Problem description —
Looking at the listing beneath, work out how many lines hold "this" and report only that figure.

Data entries —

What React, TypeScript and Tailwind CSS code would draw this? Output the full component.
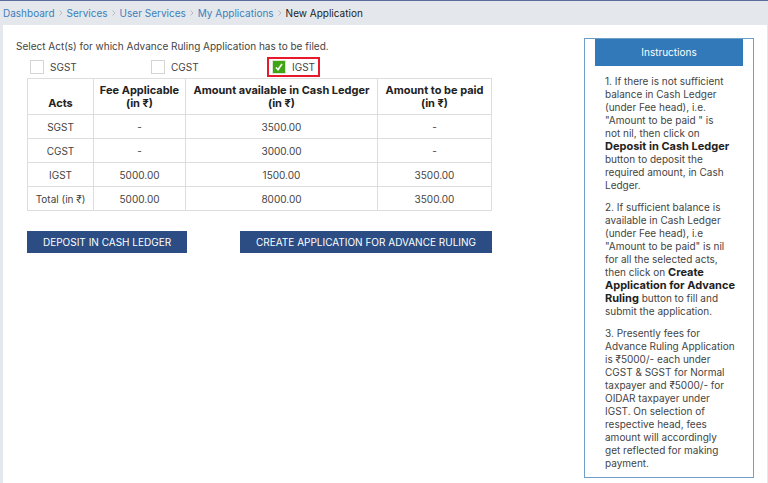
import { Fragment } from "react";

const breadcrumbs = ["Dashboard", "Services", "User Services", "My Applications"];

const acts = [
  { id: "sgst", name: "SGST", checked: false },
  { id: "cgst", name: "CGST", checked: false },
  { id: "igst", name: "IGST", checked: true },
];

const rows = [
  { act: "SGST", fee: "-", available: "3500.00", payable: "-" },
  { act: "CGST", fee: "-", available: "3000.00", payable: "-" },
  { act: "IGST", fee: "5000.00", available: "1500.00", payable: "3500.00" },
  { act: "Total (in ₹)", fee: "5000.00", available: "8000.00", payable: "3500.00" },
];

function Breadcrumb() {
  return (
    <nav aria-label="Breadcrumb" className="border-t border-[#5b6b9b] pl-[3px]">
      <ol className="flex h-6 items-center">
        {breadcrumbs.map((item) => (
          <Fragment key={item}>
            <li>
              <a href="#" className="text-[#3c7fbd]">
                {item}
              </a>
            </li>
            <li aria-hidden="true" className="flex w-3 justify-center">
              <svg viewBox="0 0 4 6" className="h-[6px] w-1">
                <path d="M0.5 0.5 3 3 0.5 5.5" fill="none" stroke="#b9bdc1" />
              </svg>
            </li>
          </Fragment>
        ))}
        <li className="text-[#222]">New Application</li>
      </ol>
    </nav>
  );
}

function ActCheckbox({ act }: { act: (typeof acts)[number] }) {
  return (
    <div className="w-[121px]">
      <label
        htmlFor={act.id}
        className={
          act.checked
            ? "flex h-5 w-fit items-center gap-[6px] border-2 border-[#e8192c] px-[3px]"
            : "flex h-5 w-fit items-center gap-[6px] border-2 border-transparent px-[3px]"
        }
      >
        <span className="grid size-[14px] place-items-center">
          <input
            id={act.id}
            type="checkbox"
            defaultChecked={act.checked}
            className="peer col-start-1 row-start-1 size-[14px] appearance-none border border-[#d4d4d4] bg-white checked:border-[#d9e8d2] checked:bg-[#3fa514]"
          />
          <svg
            viewBox="0 0 12 12"
            className="pointer-events-none invisible col-start-1 row-start-1 size-3 peer-checked:visible"
          >
            <path d="M3 6.4 5 8.8 9 3" fill="none" stroke="#fff" strokeWidth="1.6" />
          </svg>
        </span>
        {act.name}
      </label>
    </div>
  );
}

function FeeTable() {
  return (
    <table className="w-full table-fixed border-collapse text-center">
      <thead className="text-[11px] text-[#222]">
        <tr className="h-9 align-bottom leading-[13px]">
          <th scope="col" className="w-[66px] border border-[#ddd] pb-1 font-bold">
            Acts
          </th>
          <th scope="col" className="w-[92px] border border-[#ddd] pb-1 font-bold">
            Fee Applicable
            <br />
            (in ₹)
          </th>
          <th scope="col" className="border border-[#ddd] pb-1 font-bold">
            Amount available in Cash Ledger
            <br />
            (in ₹)
          </th>
          <th scope="col" className="w-[114px] border border-[#ddd] pb-1 font-bold">
            Amount to be paid
            <br />
            (in ₹)
          </th>
        </tr>
      </thead>
      <tbody>
        {rows.map((row) => (
          <tr key={row.act} className="h-6">
            <td className="border border-[#ddd] whitespace-nowrap">{row.act}</td>
            <td className="border border-[#ddd]">{row.fee}</td>
            <td className="border border-[#ddd]">{row.available}</td>
            <td className="border border-[#ddd]">{row.payable}</td>
          </tr>
        ))}
      </tbody>
    </table>
  );
}

function Instructions() {
  return (
    <aside className="w-[170px] shrink-0 border border-[#6f9fc9] px-[10px] pb-[7px]">
      <h2 className="bg-[#3179b8] text-center leading-[27px] text-white">
        Instructions
      </h2>
      <div className="flex flex-col gap-[9px] pt-[9px] pl-[10px] leading-[13px]">
        <p>
          1. If there is not sufficient <br />
          balance in Cash Ledger <br />
          (under Fee head), i.e. <br />
          "Amount to be paid " is <br />
          not nil, then click on <br />
          <strong className="text-[11px] text-[#222]">Deposit in Cash Ledger</strong>{" "}
          <br />
          button to deposit the <br />
          required amount, in Cash <br />
          Ledger.
        </p>
        <p>
          2. If sufficient balance is <br />
          available in Cash Ledger <br />
          (under Fee head), i.e <br />
          "Amount to be paid" is nil <br />
          for all the selected acts, <br />
          then click on{" "}
          <strong className="text-[11px] text-[#222]">
            Create <br />
            Application for Advance <br />
            Ruling
          </strong>{" "}
          button to fill and <br />
          submit the application.
        </p>
        <p>
          3. Presently fees for <br />
          Advance Ruling Application <br />
          is ₹5000/- each under <br />
          CGST &amp; SGST for Normal <br />
          taxpayer and ₹5000/- for <br />
          OIDAR taxpayer under <br />
          IGST. On selection of <br />
          respective head, fees <br />
          amount will accordingly <br />
          get reflected for making <br />
          payment.
        </p>
      </div>
    </aside>
  );
}

export default function App() {
  return (
    <div className="flex min-h-screen flex-col bg-[#e4e8ec] font-['Inter','DejaVu_Sans',sans-serif] text-[10px] leading-4 text-[#444]">
      <Breadcrumb />
      <main className="mr-px ml-[3px] flex flex-1 items-start justify-between bg-white pt-[13px] pr-[13px] pb-1 pl-[13px]">
        <div className="min-w-0 flex-1">
          <fieldset>
            <legend>
              Select Act(s) for which Advance Ruling Application has to be filed.
            </legend>
            <div className="flex pt-[3px] pl-[9px]">
              {acts.map((act) => (
                <ActCheckbox key={act.id} act={act} />
              ))}
            </div>
          </fieldset>
          <div className="max-w-[476px] pt-px pl-[11px]">
            <FeeTable />
            <div className="flex justify-between pt-5">
              <button className="h-[22px] bg-[#2b4d84] px-4 text-white">
                DEPOSIT IN CASH LEDGER
              </button>
              <button className="h-[22px] bg-[#2b4d84] px-4 text-white">
                CREATE APPLICATION FOR ADVANCE RULING
              </button>
            </div>
          </div>
        </div>
        <Instructions />
      </main>
    </div>
  );
}
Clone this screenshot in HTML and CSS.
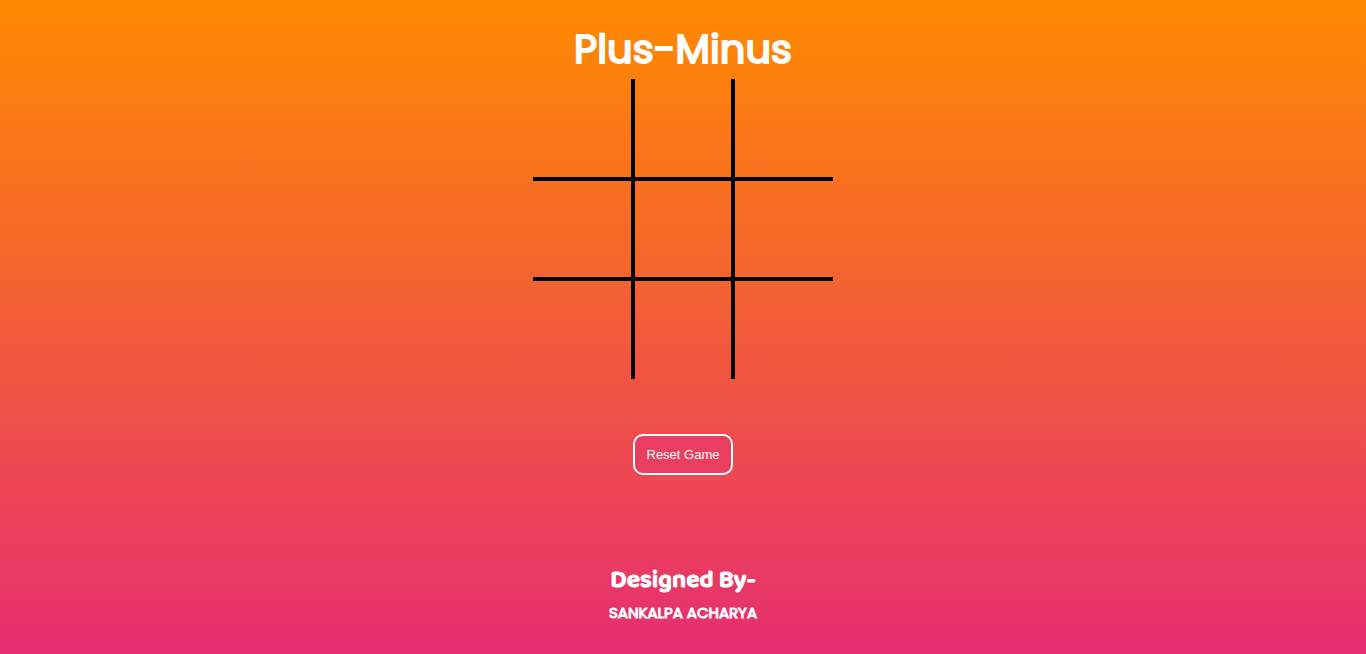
FILE: index.html
```html
<!DOCTYPE html>
<html lang="en">
<head>
<meta charset="utf-8">
<title>Plus-Minus</title>
<link rel="stylesheet" href="styles.css">
</head>
<body>
<main class="game">
  <h1 class="title">Plus-Minus</h1>
  <div class="board">
    <button class="cell" type="button" aria-label="Cell 1"></button>
    <button class="cell" type="button" aria-label="Cell 2"></button>
    <button class="cell" type="button" aria-label="Cell 3"></button>
    <button class="cell" type="button" aria-label="Cell 4"></button>
    <button class="cell" type="button" aria-label="Cell 5"></button>
    <button class="cell" type="button" aria-label="Cell 6"></button>
    <button class="cell" type="button" aria-label="Cell 7"></button>
    <button class="cell" type="button" aria-label="Cell 8"></button>
    <button class="cell" type="button" aria-label="Cell 9"></button>
  </div>
  <button class="reset" type="button">Reset Game</button>
</main>
<footer class="credits">
  <h2 class="credits-label">Designed By-</h2>
  <p class="credits-name">SANKALPA ACHARYA</p>
</footer>
</body>
</html>
```
FILE: styles.css
```css
* {
  box-sizing: border-box;
  margin: 0;
}

body {
  min-height: 100vh;
  display: flex;
  flex-direction: column;
  align-items: center;
  padding: 20px 0 30px;
  background: linear-gradient(#ff8a00, #e52e71);
  color: #fff;
  font-family: Poppins, "Open Sans", sans-serif;
}

.game {
  display: flex;
  flex-direction: column;
  align-items: center;
}

.title {
  font-size: 40px;
  line-height: 59px;
  font-weight: 400;
  -webkit-text-stroke: 2px #fff;
}

.board {
  display: grid;
  grid-template-columns: repeat(3, 100px);
  grid-auto-rows: 100px;
}

.cell {
  padding: 0;
  background: none;
  border: 2px solid #000;
}

.cell:nth-child(-n+3) { border-top: 0; }
.cell:nth-child(n+7) { border-bottom: 0; }
.cell:nth-child(3n+1) { border-left: 0; }
.cell:nth-child(3n) { border-right: 0; }

.reset {
  min-width: 100px;
  margin-top: 55px;
  padding: 11px 10px;
  border: 2px solid #fff;
  border-radius: 10px;
  background: #e93e60;
  color: #fff;
  font-family: "Liberation Sans", Arial, sans-serif;
  font-size: small;
  line-height: 15px;
}

.credits {
  margin-top: 90px;
  text-align: center;
}

.credits-label {
  font-family: "Baloo 2", "Noto Sans", sans-serif;
  font-size: 25px;
  line-height: 30px;
  font-weight: 600;
  -webkit-text-stroke: 1px #fff;
}

.credits-name {
  margin-top: 8px;
  font-size: 15px;
  line-height: 20px;
  font-weight: 400;
  -webkit-text-stroke: 1px #fff;
}
```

Expected output —
2